WHAT IS ASKED
Give the number of lines holding the string "Tailwind" and nothing more.

== == ==

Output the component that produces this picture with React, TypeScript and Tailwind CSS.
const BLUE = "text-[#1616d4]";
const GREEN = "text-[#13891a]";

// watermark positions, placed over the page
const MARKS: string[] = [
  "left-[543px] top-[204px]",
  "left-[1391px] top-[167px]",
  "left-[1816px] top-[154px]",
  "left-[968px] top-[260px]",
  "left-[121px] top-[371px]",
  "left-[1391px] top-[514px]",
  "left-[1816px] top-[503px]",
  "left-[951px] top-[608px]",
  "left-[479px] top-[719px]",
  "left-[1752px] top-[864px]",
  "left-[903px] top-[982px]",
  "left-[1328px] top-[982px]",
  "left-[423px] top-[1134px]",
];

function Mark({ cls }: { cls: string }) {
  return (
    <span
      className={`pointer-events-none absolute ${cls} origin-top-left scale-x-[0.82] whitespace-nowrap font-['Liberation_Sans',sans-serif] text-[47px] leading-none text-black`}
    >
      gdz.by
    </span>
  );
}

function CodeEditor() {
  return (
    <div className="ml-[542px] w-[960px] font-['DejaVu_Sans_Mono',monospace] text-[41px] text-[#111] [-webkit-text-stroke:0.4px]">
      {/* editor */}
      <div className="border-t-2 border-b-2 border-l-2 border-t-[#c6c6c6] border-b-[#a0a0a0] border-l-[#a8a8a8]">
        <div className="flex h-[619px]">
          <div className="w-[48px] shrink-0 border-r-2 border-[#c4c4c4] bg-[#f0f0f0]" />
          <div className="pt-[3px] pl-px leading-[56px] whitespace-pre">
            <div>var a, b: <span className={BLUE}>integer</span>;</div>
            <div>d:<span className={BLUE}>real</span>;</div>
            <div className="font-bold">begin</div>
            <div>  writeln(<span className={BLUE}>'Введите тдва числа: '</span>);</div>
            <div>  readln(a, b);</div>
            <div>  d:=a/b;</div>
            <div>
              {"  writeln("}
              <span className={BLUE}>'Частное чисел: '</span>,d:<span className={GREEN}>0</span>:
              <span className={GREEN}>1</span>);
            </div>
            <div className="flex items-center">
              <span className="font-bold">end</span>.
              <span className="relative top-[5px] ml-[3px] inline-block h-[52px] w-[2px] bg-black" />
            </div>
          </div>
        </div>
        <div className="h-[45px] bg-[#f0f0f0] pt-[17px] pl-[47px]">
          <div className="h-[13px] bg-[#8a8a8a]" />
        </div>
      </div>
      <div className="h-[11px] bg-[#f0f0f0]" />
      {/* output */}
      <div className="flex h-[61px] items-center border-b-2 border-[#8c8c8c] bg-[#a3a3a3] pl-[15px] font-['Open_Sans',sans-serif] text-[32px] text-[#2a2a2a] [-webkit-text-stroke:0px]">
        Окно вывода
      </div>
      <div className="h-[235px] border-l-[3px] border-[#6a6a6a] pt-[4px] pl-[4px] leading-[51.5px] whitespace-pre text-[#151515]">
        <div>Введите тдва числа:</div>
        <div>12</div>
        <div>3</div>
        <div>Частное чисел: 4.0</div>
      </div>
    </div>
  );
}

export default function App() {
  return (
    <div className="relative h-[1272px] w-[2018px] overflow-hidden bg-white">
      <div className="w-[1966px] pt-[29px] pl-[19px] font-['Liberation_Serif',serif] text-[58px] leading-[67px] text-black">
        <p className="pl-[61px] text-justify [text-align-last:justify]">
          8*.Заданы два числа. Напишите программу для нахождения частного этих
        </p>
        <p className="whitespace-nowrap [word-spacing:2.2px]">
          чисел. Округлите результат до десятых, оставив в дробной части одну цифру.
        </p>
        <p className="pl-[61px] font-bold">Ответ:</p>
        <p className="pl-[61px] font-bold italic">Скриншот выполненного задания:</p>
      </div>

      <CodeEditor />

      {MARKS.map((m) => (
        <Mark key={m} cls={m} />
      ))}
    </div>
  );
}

== == ==

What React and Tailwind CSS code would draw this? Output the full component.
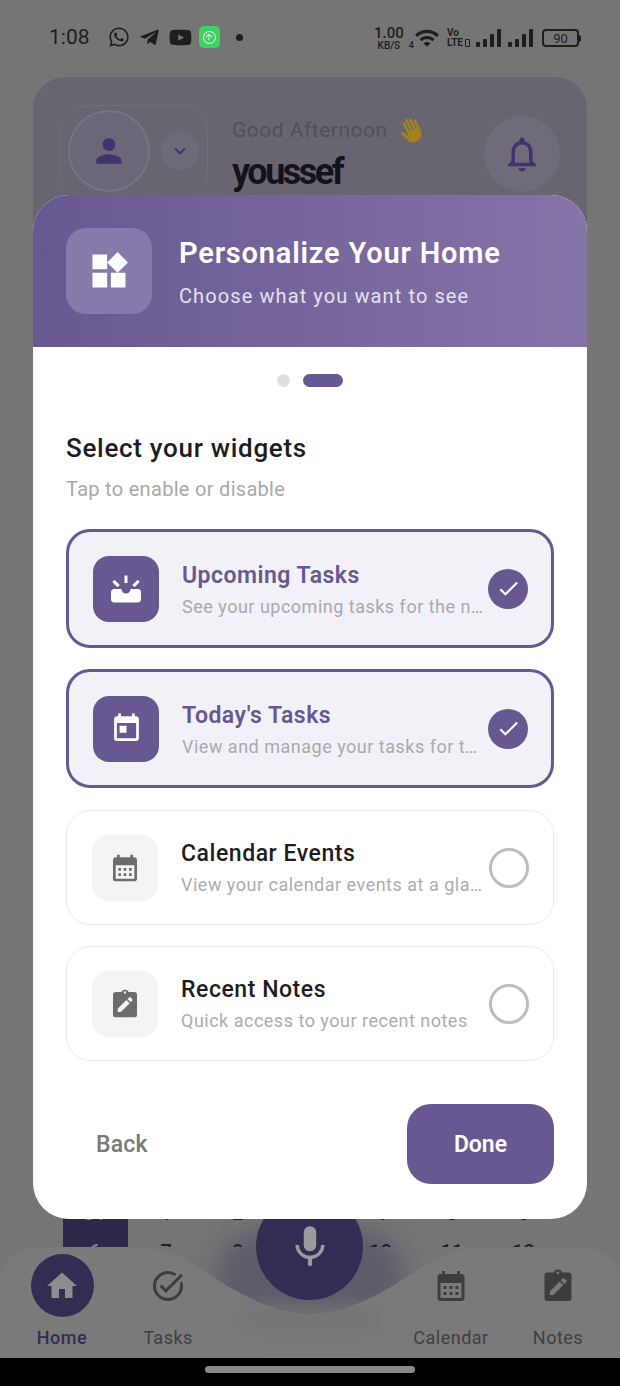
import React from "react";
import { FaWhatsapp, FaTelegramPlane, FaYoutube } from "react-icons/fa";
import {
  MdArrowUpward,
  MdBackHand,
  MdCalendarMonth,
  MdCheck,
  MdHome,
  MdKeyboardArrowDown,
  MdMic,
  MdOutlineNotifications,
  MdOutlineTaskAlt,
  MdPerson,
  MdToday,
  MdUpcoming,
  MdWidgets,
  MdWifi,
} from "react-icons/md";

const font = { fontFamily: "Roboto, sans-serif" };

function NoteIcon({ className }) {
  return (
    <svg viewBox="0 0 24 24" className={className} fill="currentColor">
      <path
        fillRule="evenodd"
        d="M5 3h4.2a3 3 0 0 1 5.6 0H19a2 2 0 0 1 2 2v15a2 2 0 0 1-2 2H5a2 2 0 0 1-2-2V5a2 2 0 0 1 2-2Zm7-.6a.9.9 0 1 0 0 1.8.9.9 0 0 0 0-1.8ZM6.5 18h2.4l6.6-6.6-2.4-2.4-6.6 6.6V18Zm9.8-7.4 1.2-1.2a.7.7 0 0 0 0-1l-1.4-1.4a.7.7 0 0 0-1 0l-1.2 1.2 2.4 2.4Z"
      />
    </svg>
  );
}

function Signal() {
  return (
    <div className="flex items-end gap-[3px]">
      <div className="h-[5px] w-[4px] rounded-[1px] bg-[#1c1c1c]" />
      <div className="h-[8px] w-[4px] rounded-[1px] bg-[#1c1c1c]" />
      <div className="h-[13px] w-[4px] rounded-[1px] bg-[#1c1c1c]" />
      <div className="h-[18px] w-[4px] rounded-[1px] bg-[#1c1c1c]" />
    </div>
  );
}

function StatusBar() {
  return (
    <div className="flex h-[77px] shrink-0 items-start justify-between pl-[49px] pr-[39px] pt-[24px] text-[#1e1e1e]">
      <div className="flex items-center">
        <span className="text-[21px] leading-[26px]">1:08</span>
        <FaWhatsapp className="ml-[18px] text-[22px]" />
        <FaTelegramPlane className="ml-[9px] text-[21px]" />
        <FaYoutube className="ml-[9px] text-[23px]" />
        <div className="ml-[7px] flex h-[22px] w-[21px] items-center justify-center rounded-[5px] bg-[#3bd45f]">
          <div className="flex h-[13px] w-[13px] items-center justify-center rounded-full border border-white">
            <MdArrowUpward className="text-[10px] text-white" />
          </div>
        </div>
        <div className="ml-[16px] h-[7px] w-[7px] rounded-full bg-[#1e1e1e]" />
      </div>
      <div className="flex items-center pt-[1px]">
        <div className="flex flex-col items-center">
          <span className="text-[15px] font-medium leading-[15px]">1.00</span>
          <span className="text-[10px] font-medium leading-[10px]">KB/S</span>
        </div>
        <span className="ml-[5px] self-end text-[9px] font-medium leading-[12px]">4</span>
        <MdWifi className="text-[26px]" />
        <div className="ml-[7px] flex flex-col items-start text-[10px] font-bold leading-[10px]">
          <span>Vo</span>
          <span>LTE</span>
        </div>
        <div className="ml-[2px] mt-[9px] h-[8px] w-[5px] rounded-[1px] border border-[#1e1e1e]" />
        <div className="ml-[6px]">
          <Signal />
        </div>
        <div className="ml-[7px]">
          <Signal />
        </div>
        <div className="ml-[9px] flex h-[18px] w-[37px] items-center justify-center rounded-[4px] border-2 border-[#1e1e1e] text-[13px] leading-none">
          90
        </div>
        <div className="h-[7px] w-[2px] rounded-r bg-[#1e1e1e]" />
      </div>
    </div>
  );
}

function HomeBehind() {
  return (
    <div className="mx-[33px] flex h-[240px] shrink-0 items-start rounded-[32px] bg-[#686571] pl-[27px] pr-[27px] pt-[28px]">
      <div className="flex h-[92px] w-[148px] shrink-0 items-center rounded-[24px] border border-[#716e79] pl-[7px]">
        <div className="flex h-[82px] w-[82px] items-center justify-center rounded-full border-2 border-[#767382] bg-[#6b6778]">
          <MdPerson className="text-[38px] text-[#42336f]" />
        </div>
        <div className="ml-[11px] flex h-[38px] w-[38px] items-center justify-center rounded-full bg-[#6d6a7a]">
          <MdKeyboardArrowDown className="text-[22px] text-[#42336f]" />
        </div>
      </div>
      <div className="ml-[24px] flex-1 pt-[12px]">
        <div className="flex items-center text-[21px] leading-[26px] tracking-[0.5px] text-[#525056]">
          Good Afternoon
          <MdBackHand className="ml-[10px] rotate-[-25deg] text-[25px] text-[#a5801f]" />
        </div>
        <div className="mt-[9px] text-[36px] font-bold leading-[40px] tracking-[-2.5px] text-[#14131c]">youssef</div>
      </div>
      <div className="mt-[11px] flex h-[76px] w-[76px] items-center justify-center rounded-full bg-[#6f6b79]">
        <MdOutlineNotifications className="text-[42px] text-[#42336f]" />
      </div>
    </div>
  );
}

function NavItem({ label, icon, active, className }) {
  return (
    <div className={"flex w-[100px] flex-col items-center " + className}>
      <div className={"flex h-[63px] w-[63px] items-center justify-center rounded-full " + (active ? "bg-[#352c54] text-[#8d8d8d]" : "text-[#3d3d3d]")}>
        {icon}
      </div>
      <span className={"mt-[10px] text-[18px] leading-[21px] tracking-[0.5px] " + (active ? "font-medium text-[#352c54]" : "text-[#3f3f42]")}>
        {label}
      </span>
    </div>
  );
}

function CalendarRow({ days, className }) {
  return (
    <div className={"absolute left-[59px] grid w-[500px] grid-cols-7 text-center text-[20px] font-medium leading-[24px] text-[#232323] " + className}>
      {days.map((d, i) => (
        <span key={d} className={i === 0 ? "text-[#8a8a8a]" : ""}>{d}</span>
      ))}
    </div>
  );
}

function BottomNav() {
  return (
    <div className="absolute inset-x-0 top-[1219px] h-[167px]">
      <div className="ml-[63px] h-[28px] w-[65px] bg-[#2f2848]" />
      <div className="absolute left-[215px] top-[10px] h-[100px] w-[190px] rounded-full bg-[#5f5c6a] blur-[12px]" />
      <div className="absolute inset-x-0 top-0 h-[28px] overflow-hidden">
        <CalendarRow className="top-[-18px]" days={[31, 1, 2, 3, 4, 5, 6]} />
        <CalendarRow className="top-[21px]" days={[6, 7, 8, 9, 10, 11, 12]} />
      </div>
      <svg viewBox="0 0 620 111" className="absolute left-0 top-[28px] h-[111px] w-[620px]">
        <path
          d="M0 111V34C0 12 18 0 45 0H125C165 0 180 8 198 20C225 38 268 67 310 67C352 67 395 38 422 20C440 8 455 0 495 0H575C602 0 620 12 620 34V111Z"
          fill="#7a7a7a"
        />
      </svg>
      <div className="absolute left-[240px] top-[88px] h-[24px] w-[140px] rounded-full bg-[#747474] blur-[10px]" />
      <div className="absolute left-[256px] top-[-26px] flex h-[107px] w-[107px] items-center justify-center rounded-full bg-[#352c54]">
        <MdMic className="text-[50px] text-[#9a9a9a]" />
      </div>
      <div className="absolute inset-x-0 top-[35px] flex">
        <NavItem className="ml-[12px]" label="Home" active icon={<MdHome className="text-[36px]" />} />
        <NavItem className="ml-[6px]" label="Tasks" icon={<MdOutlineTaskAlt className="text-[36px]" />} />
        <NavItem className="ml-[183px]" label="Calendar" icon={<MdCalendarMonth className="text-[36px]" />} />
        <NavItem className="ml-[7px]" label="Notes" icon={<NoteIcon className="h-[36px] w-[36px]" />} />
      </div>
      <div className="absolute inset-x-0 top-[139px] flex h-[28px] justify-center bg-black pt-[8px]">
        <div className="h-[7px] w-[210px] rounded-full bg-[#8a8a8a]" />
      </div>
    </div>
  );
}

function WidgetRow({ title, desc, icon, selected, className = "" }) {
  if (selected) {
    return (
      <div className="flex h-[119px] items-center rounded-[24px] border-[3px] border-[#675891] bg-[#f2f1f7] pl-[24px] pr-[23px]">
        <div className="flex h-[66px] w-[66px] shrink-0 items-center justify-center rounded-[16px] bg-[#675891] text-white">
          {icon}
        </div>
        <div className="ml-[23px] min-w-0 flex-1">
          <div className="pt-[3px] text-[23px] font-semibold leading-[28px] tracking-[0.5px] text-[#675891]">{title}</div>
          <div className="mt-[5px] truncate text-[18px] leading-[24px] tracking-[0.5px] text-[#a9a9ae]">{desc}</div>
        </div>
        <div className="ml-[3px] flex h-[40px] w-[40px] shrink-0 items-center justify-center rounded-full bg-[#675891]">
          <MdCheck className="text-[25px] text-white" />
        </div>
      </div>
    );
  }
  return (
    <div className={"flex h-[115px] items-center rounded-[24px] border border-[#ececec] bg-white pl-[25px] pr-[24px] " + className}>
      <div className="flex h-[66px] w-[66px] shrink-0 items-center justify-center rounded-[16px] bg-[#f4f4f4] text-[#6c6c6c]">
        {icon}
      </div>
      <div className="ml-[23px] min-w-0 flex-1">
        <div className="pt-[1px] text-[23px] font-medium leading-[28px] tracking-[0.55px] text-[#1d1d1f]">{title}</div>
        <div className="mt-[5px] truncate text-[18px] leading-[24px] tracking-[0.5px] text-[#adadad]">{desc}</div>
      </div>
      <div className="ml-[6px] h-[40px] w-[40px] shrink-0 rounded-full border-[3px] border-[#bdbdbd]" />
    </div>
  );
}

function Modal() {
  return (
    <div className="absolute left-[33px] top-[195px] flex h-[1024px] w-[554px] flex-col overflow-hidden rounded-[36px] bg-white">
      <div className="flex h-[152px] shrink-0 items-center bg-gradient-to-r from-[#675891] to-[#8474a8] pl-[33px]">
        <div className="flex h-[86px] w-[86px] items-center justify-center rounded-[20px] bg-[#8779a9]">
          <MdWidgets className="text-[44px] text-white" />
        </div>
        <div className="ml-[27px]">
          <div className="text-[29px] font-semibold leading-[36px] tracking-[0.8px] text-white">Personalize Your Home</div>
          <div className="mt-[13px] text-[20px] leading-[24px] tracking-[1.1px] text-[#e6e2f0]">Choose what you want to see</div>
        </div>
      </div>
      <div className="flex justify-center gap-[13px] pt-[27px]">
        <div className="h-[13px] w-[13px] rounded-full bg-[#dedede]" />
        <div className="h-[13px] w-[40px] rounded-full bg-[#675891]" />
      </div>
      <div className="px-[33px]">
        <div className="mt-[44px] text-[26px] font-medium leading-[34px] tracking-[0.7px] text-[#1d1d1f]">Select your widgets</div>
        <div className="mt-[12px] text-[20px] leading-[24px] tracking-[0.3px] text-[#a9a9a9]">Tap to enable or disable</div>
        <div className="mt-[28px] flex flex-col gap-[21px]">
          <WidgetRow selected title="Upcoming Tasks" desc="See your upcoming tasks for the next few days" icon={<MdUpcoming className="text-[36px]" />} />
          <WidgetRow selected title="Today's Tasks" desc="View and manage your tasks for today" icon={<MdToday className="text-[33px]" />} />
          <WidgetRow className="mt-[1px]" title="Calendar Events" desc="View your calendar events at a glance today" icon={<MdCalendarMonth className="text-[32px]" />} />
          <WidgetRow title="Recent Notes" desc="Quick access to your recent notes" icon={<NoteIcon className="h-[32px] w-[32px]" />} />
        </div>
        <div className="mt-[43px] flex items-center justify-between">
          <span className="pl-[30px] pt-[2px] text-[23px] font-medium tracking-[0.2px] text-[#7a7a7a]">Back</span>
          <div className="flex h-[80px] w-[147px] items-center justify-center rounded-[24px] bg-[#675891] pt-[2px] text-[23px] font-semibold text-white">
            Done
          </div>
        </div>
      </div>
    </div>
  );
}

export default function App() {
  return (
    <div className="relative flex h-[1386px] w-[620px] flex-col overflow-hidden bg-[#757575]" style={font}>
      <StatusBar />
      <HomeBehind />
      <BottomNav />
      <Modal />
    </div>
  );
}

== == ==

RESULT
2